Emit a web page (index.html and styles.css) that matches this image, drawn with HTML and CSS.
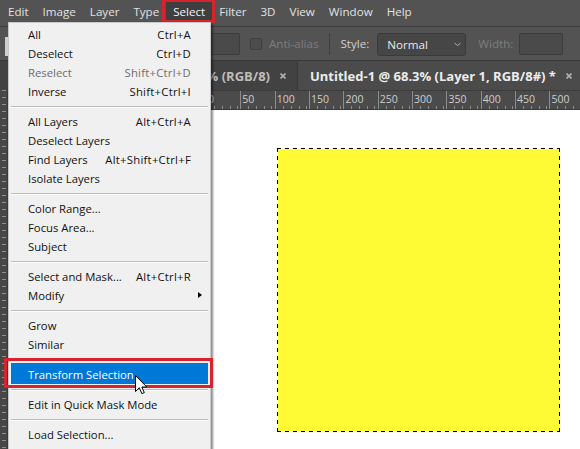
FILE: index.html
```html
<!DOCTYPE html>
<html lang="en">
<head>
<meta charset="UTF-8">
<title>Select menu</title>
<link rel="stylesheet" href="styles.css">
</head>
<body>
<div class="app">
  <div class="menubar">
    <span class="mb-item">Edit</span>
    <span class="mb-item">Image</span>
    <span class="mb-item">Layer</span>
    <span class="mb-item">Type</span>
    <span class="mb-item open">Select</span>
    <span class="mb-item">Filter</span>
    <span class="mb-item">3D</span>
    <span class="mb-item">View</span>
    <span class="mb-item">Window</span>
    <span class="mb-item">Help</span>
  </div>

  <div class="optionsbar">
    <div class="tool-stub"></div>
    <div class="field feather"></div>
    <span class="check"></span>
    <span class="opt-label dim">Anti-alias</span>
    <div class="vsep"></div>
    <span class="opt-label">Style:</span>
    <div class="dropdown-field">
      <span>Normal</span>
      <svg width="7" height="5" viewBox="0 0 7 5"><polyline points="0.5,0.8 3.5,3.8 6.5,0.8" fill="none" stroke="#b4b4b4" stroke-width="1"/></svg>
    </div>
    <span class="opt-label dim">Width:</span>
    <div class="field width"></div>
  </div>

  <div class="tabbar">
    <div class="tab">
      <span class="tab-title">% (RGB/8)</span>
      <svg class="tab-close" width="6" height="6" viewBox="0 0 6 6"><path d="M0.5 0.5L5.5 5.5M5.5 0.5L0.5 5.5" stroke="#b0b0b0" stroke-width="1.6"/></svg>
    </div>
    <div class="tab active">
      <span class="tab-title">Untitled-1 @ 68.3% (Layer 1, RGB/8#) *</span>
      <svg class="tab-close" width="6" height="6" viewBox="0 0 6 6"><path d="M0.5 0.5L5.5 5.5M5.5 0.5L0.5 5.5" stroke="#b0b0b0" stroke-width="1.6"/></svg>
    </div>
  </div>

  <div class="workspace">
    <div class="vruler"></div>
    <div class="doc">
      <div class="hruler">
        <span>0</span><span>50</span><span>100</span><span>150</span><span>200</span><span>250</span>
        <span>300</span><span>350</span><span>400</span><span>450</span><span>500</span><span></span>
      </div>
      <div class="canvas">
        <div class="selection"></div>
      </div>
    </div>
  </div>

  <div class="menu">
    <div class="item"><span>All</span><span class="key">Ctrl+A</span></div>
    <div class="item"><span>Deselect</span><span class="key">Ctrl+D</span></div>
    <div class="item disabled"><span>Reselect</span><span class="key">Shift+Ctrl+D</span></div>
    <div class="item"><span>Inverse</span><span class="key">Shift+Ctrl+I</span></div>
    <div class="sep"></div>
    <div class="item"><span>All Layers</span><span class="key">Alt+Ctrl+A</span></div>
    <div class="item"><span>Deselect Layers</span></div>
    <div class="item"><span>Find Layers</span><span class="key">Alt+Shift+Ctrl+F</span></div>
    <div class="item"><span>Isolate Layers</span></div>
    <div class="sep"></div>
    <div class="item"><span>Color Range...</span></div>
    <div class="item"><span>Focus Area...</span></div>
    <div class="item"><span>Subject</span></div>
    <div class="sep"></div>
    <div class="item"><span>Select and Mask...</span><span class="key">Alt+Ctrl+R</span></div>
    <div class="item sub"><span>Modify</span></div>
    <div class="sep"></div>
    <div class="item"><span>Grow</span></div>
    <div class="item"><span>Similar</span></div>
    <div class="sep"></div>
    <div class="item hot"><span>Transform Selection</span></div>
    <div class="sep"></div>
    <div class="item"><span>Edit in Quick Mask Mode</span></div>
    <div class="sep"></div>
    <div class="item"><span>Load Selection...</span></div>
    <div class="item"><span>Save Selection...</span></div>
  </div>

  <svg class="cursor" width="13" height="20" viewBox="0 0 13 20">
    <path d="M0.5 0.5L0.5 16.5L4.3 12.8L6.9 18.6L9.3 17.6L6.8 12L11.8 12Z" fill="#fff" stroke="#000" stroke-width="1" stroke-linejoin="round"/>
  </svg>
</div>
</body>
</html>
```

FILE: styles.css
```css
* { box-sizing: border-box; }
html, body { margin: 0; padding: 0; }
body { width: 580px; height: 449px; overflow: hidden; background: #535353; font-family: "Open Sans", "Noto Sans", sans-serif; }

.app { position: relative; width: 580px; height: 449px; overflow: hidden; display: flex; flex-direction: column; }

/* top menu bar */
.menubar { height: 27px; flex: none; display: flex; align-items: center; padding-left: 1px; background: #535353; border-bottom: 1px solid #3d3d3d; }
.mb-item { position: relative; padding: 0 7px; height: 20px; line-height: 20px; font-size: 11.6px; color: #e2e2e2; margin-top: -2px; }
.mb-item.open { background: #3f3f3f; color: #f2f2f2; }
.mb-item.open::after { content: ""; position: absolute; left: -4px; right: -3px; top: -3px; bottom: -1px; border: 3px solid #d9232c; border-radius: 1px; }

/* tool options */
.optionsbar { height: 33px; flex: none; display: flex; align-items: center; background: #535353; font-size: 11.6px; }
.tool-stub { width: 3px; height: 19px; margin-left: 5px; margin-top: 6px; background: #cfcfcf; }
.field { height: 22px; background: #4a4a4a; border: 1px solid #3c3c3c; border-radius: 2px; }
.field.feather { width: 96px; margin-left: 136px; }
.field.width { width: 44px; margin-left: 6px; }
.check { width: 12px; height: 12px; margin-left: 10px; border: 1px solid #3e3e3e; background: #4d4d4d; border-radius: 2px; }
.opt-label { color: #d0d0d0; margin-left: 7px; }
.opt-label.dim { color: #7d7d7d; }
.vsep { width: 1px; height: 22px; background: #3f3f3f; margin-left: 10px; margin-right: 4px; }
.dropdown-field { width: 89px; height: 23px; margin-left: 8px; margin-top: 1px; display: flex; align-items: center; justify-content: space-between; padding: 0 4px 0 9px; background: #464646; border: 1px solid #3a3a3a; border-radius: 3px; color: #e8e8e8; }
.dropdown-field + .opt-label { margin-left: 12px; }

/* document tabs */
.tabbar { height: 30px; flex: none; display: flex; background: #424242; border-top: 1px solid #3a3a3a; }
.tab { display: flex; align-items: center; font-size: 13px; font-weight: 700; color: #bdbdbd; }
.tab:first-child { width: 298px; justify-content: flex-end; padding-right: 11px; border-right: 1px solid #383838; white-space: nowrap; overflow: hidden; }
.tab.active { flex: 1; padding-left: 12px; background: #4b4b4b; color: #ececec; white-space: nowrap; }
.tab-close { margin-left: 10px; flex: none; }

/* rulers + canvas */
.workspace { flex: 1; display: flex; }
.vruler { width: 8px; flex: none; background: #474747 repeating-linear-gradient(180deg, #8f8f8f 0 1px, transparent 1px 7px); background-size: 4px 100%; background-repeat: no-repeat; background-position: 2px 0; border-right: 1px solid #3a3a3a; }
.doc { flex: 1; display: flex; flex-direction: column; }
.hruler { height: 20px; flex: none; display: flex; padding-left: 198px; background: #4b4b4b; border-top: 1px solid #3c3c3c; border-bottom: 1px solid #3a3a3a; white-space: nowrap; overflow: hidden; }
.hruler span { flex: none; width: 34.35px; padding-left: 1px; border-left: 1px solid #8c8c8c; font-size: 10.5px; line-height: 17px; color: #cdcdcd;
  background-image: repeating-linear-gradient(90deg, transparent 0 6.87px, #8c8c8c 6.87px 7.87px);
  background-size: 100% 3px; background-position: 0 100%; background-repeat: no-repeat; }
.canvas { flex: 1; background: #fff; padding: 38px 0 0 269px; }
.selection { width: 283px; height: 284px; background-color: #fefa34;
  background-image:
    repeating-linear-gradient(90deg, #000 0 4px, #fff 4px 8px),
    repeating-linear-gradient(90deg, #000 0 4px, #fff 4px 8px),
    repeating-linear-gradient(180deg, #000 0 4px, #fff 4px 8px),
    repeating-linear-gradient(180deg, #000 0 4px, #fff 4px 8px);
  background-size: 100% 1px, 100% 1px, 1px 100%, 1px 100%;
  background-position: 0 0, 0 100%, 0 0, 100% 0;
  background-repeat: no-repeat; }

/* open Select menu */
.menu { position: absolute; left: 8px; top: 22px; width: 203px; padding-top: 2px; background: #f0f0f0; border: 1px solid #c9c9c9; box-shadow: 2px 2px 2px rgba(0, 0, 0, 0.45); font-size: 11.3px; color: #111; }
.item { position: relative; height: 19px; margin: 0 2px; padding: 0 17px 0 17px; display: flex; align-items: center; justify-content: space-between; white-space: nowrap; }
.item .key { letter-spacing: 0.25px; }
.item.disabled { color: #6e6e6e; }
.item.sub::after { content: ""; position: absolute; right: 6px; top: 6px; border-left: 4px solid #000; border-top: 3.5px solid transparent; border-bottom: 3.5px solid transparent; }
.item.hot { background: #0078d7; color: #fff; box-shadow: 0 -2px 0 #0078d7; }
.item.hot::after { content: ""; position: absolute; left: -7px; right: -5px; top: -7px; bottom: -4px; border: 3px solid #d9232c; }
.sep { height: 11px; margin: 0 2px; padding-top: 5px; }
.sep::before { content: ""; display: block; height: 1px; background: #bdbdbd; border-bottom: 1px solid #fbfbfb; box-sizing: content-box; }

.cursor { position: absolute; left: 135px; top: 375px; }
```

BRIEF — Which lines of the material contain the string "index"? List each of them.

CORRECT ANSWER —
Emit a web page (index.html and styles.css) that matches this image, drawn with HTML and CSS.
FILE: index.html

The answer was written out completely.